[Task instructions]: Quote all lines below exactly. Images stay out.

--- start of Material ---

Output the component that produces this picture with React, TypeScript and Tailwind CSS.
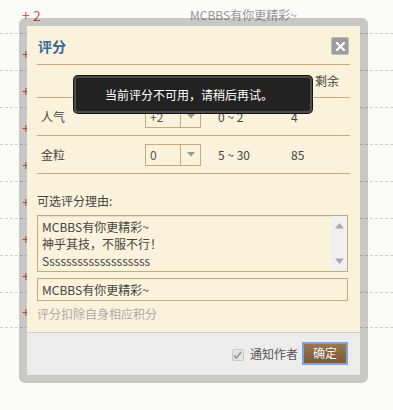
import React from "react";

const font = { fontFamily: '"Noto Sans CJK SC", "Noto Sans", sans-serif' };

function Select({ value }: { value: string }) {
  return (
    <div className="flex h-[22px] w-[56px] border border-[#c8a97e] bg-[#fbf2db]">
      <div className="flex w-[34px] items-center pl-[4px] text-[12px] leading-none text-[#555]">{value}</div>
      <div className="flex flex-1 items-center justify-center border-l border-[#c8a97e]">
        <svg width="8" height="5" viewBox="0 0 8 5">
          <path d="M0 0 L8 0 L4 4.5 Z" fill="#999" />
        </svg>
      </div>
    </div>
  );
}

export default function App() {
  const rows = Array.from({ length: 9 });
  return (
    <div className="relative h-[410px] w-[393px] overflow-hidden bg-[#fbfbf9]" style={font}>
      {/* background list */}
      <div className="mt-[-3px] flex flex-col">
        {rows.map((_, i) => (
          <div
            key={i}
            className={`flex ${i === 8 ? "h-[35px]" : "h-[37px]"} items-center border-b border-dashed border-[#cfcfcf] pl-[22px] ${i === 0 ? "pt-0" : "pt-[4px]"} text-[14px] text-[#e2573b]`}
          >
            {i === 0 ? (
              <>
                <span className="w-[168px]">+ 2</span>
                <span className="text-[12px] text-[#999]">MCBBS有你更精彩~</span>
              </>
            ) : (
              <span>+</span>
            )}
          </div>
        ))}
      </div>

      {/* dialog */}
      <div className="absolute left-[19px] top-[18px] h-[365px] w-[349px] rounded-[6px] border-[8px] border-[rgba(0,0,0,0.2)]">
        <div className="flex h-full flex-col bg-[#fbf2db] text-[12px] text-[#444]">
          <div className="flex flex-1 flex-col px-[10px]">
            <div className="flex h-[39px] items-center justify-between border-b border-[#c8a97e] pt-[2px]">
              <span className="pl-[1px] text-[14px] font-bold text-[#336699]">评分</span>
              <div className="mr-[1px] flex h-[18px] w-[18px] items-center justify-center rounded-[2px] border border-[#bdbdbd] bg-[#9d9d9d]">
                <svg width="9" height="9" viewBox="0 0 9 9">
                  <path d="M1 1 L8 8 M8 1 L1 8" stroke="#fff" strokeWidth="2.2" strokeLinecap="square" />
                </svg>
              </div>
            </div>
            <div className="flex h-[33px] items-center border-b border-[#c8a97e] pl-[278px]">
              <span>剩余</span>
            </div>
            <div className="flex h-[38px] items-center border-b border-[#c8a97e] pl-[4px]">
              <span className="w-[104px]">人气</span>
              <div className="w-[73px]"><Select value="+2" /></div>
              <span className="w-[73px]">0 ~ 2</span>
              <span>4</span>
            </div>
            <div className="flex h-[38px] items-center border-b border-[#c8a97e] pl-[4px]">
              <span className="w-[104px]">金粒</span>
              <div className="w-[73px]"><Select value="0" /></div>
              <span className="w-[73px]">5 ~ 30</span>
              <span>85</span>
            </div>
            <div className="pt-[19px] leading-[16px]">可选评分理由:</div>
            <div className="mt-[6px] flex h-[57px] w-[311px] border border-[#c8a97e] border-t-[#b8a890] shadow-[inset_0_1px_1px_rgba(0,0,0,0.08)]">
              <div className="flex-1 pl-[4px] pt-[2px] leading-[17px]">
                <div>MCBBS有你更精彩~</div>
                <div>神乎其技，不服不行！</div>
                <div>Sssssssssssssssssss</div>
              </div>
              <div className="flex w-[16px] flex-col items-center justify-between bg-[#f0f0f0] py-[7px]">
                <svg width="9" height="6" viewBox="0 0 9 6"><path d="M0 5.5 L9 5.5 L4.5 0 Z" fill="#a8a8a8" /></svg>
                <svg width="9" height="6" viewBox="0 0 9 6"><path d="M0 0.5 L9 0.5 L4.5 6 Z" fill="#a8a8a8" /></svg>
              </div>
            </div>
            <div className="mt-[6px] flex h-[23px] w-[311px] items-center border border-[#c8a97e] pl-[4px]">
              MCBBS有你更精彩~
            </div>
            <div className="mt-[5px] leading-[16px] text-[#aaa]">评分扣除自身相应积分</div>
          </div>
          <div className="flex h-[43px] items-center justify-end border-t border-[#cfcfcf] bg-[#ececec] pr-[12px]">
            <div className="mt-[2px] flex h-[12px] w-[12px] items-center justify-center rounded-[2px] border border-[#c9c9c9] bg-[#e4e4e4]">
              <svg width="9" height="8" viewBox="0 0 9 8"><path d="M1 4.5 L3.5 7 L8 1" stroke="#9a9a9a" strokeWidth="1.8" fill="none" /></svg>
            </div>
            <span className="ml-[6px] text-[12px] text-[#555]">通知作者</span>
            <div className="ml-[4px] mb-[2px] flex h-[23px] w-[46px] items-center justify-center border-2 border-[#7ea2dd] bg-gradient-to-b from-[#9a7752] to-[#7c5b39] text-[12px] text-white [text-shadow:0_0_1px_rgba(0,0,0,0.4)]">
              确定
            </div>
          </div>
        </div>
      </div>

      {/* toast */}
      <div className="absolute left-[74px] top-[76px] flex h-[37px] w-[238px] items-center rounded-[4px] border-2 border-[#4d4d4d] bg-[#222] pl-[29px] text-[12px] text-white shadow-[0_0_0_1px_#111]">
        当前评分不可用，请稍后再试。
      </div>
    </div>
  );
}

--- end of Material ---

[Task response]:
Output the component that produces this picture with React, TypeScript and Tailwind CSS.
import React from "react";

const font = { fontFamily: '"Noto Sans CJK SC", "Noto Sans", sans-serif' };

function Select({ value }: { value: string }) {
  return (
    <div className="flex h-[22px] w-[56px] border border-[#c8a97e] bg-[#fbf2db]">
      <div className="flex w-[34px] items-center pl-[4px] text-[12px] leading-none text-[#555]">{value}</div>
      <div className="flex flex-1 items-center justify-center border-l border-[#c8a97e]">
        <svg width="8" height="5" viewBox="0 0 8 5">
          <path d="M0 0 L8 0 L4 4.5 Z" fill="#999" />
        </svg>
      </div>
    </div>
  );
}

export default function App() {
  const rows = Array.from({ length: 9 });
  return (
    <div className="relative h-[410px] w-[393px] overflow-hidden bg-[#fbfbf9]" style={font}>
      {/* background list */}
      <div className="mt-[-3px] flex flex-col">
        {rows.map((_, i) => (
          <div
            key={i}
            className={`flex ${i === 8 ? "h-[35px]" : "h-[37px]"} items-center border-b border-dashed border-[#cfcfcf] pl-[22px] ${i === 0 ? "pt-0" : "pt-[4px]"} text-[14px] text-[#e2573b]`}
          >
            {i === 0 ? (
              <>
                <span className="w-[168px]">+ 2</span>
                <span className="text-[12px] text-[#999]">MCBBS有你更精彩~</span>
              </>
            ) : (
              <span>+</span>
            )}
          </div>
        ))}
      </div>

      {/* dialog */}
      <div className="absolute left-[19px] top-[18px] h-[365px] w-[349px] rounded-[6px] border-[8px] border-[rgba(0,0,0,0.2)]">
        <div className="flex h-full flex-col bg-[#fbf2db] text-[12px] text-[#444]">
          <div className="flex flex-1 flex-col px-[10px]">
            <div className="flex h-[39px] items-center justify-between border-b border-[#c8a97e] pt-[2px]">
              <span className="pl-[1px] text-[14px] font-bold text-[#336699]">评分</span>
              <div className="mr-[1px] flex h-[18px] w-[18px] items-center justify-center rounded-[2px] border border-[#bdbdbd] bg-[#9d9d9d]">
                <svg width="9" height="9" viewBox="0 0 9 9">
                  <path d="M1 1 L8 8 M8 1 L1 8" stroke="#fff" strokeWidth="2.2" strokeLinecap="square" />
                </svg>
              </div>
            </div>
            <div className="flex h-[33px] items-center border-b border-[#c8a97e] pl-[278px]">
              <span>剩余</span>
            </div>
            <div className="flex h-[38px] items-center border-b border-[#c8a97e] pl-[4px]">
              <span className="w-[104px]">人气</span>
              <div className="w-[73px]"><Select value="+2" /></div>
              <span className="w-[73px]">0 ~ 2</span>
              <span>4</span>
            </div>
            <div className="flex h-[38px] items-center border-b border-[#c8a97e] pl-[4px]">
              <span className="w-[104px]">金粒</span>
              <div className="w-[73px]"><Select value="0" /></div>
              <span className="w-[73px]">5 ~ 30</span>
              <span>85</span>
            </div>
            <div className="pt-[19px] leading-[16px]">可选评分理由:</div>
            <div className="mt-[6px] flex h-[57px] w-[311px] border border-[#c8a97e] border-t-[#b8a890] shadow-[inset_0_1px_1px_rgba(0,0,0,0.08)]">
              <div className="flex-1 pl-[4px] pt-[2px] leading-[17px]">
                <div>MCBBS有你更精彩~</div>
                <div>神乎其技，不服不行！</div>
                <div>Sssssssssssssssssss</div>
              </div>
              <div className="flex w-[16px] flex-col items-center justify-between bg-[#f0f0f0] py-[7px]">
                <svg width="9" height="6" viewBox="0 0 9 6"><path d="M0 5.5 L9 5.5 L4.5 0 Z" fill="#a8a8a8" /></svg>
                <svg width="9" height="6" viewBox="0 0 9 6"><path d="M0 0.5 L9 0.5 L4.5 6 Z" fill="#a8a8a8" /></svg>
              </div>
            </div>
            <div className="mt-[6px] flex h-[23px] w-[311px] items-center border border-[#c8a97e] pl-[4px]">
              MCBBS有你更精彩~
            </div>
            <div className="mt-[5px] leading-[16px] text-[#aaa]">评分扣除自身相应积分</div>
          </div>
          <div className="flex h-[43px] items-center justify-end border-t border-[#cfcfcf] bg-[#ececec] pr-[12px]">
            <div className="mt-[2px] flex h-[12px] w-[12px] items-center justify-center rounded-[2px] border border-[#c9c9c9] bg-[#e4e4e4]">
              <svg width="9" height="8" viewBox="0 0 9 8"><path d="M1 4.5 L3.5 7 L8 1" stroke="#9a9a9a" strokeWidth="1.8" fill="none" /></svg>
            </div>
            <span className="ml-[6px] text-[12px] text-[#555]">通知作者</span>
            <div className="ml-[4px] mb-[2px] flex h-[23px] w-[46px] items-center justify-center border-2 border-[#7ea2dd] bg-gradient-to-b from-[#9a7752] to-[#7c5b39] text-[12px] text-white [text-shadow:0_0_1px_rgba(0,0,0,0.4)]">
              确定
            </div>
          </div>
        </div>
      </div>

      {/* toast */}
      <div className="absolute left-[74px] top-[76px] flex h-[37px] w-[238px] items-center rounded-[4px] border-2 border-[#4d4d4d] bg-[#222] pl-[29px] text-[12px] text-white shadow-[0_0_0_1px_#111]">
        当前评分不可用，请稍后再试。
      </div>
    </div>
  );
}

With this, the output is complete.